▸ Goal:
From the listing below, pull out every line where the string "components" appears.

-- start of Dataset records --

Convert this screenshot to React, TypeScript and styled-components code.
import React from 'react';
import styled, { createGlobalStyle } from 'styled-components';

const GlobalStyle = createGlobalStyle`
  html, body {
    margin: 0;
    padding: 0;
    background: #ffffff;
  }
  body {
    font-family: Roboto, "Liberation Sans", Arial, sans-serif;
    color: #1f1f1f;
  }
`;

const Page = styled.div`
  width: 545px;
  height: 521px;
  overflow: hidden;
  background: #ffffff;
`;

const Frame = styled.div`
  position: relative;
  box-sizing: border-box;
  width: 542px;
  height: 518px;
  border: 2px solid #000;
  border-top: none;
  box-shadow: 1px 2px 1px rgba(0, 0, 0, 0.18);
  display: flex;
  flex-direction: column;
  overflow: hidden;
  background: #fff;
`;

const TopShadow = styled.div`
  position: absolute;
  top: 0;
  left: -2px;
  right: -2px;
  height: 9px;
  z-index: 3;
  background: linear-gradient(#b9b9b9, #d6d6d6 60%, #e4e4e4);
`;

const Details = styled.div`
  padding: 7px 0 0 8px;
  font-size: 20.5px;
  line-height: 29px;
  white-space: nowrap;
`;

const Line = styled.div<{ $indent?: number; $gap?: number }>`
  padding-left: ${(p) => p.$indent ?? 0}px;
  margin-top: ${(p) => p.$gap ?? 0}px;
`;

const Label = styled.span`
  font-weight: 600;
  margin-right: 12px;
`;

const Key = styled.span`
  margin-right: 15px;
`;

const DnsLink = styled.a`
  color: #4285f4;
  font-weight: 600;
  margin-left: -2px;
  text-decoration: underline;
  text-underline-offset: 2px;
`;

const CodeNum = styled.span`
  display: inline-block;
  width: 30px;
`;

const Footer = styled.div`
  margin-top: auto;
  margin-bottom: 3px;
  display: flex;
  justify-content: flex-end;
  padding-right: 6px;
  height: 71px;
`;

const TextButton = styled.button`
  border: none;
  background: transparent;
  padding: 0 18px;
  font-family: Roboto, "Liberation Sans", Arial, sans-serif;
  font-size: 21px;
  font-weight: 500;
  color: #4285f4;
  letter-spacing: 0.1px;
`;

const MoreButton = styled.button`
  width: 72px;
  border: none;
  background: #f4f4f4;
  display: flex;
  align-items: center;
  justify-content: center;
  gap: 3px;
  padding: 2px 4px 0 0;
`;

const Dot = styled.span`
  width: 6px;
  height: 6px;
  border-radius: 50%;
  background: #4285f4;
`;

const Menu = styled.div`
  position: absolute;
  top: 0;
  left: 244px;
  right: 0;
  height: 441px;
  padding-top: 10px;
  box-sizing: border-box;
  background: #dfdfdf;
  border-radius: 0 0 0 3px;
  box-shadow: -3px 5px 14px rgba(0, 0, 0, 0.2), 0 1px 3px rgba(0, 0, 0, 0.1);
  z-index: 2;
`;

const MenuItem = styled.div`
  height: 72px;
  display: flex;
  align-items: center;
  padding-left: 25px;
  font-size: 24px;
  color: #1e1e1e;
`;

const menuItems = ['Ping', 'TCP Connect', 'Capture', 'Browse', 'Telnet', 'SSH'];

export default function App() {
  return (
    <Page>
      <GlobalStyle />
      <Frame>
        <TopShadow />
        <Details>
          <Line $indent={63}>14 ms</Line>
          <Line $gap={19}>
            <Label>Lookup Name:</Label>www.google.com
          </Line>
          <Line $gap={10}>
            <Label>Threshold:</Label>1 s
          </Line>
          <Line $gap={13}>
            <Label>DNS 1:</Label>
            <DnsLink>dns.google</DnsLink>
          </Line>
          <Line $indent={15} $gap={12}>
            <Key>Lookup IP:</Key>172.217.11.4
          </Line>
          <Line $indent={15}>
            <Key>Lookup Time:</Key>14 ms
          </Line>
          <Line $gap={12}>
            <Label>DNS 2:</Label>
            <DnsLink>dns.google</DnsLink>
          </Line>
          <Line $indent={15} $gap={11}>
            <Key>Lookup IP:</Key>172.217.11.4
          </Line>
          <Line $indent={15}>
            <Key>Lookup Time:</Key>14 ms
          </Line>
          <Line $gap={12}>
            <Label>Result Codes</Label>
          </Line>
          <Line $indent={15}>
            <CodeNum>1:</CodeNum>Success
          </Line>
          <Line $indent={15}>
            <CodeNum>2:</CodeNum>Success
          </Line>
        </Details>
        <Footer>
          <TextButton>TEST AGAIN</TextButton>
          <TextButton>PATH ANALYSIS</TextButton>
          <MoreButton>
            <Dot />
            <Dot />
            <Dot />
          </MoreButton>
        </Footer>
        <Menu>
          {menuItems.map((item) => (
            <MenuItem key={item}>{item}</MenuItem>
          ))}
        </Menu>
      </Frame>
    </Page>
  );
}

-- end of Dataset records --
-- start of Dataset records --

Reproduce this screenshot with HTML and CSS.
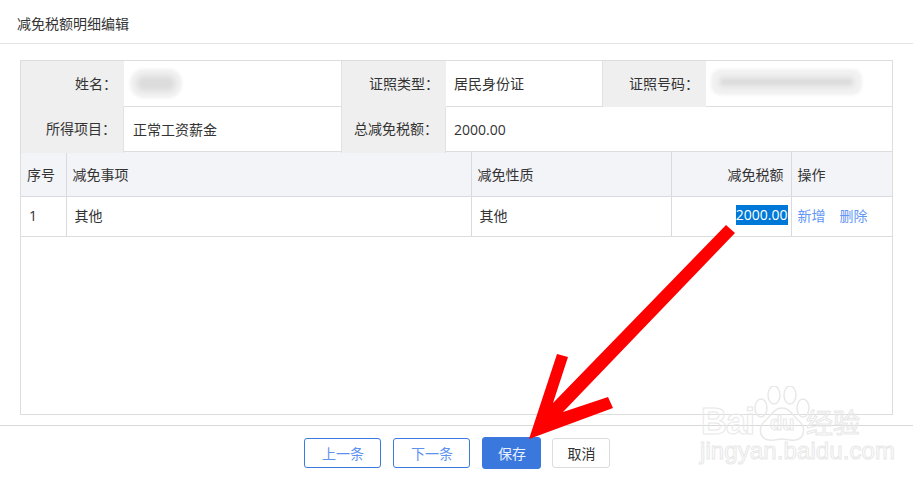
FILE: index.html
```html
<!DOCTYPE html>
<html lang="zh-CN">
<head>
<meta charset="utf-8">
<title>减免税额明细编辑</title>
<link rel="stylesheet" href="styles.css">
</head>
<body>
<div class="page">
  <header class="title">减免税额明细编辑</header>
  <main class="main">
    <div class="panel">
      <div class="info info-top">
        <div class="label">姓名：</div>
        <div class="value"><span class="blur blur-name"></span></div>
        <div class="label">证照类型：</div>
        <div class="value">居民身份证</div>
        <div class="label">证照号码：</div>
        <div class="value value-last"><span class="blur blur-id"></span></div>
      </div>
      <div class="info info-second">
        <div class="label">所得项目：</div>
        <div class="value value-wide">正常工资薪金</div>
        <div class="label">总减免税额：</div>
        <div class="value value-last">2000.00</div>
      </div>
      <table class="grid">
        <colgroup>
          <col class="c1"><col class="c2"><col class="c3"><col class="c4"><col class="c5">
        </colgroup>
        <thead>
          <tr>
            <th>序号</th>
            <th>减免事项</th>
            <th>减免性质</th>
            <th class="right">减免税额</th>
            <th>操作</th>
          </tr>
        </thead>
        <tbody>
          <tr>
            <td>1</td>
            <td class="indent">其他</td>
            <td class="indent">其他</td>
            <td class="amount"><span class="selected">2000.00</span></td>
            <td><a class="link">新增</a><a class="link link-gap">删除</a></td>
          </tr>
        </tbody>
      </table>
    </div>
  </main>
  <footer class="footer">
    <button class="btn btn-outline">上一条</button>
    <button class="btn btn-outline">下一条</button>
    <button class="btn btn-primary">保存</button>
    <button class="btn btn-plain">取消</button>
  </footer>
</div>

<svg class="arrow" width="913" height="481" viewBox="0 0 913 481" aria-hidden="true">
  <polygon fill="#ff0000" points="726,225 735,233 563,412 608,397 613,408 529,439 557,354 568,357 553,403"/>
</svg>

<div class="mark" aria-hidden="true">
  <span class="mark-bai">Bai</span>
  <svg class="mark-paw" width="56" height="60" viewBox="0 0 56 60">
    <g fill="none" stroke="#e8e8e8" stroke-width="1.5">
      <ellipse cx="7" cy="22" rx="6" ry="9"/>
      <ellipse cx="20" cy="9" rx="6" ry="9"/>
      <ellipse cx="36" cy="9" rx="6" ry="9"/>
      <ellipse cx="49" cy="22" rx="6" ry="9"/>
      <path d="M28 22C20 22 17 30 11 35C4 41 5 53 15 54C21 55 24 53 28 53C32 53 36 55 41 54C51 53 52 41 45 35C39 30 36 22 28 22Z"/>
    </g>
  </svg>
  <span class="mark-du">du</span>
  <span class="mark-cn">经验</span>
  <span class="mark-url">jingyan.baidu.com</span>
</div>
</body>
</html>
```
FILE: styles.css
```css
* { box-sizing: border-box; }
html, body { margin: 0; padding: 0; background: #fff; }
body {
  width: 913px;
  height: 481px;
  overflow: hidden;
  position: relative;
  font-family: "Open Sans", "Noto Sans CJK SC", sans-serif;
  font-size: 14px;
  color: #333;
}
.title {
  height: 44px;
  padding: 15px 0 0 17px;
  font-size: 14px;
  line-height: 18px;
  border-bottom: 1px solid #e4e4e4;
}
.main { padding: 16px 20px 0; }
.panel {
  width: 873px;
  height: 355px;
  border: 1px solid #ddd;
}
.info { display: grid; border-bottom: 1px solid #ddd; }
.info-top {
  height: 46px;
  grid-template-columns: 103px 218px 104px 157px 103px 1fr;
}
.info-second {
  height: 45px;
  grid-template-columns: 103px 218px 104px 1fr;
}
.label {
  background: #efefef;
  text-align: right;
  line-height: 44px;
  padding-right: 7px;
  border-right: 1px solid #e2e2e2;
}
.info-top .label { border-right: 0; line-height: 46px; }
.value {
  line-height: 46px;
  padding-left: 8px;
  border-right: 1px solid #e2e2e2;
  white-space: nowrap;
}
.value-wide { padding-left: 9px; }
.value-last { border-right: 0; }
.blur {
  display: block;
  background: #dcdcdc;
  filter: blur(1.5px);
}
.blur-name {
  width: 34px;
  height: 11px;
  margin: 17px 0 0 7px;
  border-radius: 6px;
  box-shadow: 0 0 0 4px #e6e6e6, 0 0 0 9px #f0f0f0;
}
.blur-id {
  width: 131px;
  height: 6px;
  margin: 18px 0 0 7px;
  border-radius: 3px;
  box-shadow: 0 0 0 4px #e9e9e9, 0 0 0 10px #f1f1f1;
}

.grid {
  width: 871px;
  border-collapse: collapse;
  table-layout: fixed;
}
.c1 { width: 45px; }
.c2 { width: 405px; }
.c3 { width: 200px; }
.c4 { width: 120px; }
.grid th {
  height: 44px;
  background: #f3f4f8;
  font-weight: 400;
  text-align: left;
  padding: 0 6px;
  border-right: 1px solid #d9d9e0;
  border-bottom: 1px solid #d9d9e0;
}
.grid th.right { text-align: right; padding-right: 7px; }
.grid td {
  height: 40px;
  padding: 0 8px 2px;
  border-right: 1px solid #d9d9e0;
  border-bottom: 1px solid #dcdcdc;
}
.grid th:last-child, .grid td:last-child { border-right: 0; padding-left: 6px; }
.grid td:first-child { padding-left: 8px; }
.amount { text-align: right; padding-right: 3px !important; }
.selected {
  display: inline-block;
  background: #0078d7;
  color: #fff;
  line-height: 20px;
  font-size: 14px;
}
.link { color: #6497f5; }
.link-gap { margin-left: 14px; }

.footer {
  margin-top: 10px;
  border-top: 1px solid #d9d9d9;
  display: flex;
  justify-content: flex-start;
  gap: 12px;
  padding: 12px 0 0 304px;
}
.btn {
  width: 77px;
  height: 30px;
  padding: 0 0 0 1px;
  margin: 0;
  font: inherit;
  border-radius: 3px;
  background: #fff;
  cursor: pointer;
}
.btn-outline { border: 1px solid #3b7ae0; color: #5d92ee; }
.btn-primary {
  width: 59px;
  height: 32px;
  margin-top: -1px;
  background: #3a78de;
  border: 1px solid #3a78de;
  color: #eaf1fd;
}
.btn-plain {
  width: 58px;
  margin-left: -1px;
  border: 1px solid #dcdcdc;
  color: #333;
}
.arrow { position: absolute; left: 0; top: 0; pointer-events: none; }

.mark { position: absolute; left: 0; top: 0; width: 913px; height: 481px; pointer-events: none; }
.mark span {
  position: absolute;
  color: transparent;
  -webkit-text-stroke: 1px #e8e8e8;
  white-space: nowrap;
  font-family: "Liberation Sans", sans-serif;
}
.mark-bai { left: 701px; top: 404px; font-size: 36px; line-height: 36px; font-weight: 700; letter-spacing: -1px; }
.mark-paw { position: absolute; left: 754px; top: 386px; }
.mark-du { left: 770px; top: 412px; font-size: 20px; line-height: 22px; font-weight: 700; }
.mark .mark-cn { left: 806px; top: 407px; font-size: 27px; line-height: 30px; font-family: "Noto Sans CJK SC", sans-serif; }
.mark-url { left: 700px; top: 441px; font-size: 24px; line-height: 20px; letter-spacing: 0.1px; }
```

-- end of Dataset records --
-- start of Dataset records --

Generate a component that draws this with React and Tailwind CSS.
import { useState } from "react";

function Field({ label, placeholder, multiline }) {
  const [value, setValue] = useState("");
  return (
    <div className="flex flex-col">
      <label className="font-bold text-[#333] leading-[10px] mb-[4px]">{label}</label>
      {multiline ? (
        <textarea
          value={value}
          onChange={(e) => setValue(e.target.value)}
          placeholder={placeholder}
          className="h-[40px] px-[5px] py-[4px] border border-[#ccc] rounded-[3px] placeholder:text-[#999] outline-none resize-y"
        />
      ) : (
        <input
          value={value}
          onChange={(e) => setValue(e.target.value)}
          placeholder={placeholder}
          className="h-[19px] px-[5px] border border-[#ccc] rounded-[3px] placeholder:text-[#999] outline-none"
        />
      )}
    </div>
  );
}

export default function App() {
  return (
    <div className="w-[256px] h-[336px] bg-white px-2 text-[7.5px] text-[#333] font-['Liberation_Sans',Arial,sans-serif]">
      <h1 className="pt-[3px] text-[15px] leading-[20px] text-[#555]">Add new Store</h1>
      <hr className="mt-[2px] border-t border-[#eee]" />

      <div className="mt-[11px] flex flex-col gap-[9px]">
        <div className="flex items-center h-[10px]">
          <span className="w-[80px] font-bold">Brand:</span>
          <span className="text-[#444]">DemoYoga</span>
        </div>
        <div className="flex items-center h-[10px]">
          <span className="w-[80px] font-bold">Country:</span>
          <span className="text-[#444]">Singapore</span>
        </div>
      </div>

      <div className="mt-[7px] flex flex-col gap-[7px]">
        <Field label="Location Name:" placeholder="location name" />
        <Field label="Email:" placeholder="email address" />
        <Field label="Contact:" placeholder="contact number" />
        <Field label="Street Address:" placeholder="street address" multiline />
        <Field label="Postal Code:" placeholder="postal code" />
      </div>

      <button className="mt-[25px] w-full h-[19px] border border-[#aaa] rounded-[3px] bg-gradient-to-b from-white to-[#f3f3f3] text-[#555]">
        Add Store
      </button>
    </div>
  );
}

-- end of Dataset records --

▸ Answer for this exercise:
Convert this screenshot to React, TypeScript and styled-components code.
import styled, { createGlobalStyle } from 'styled-components';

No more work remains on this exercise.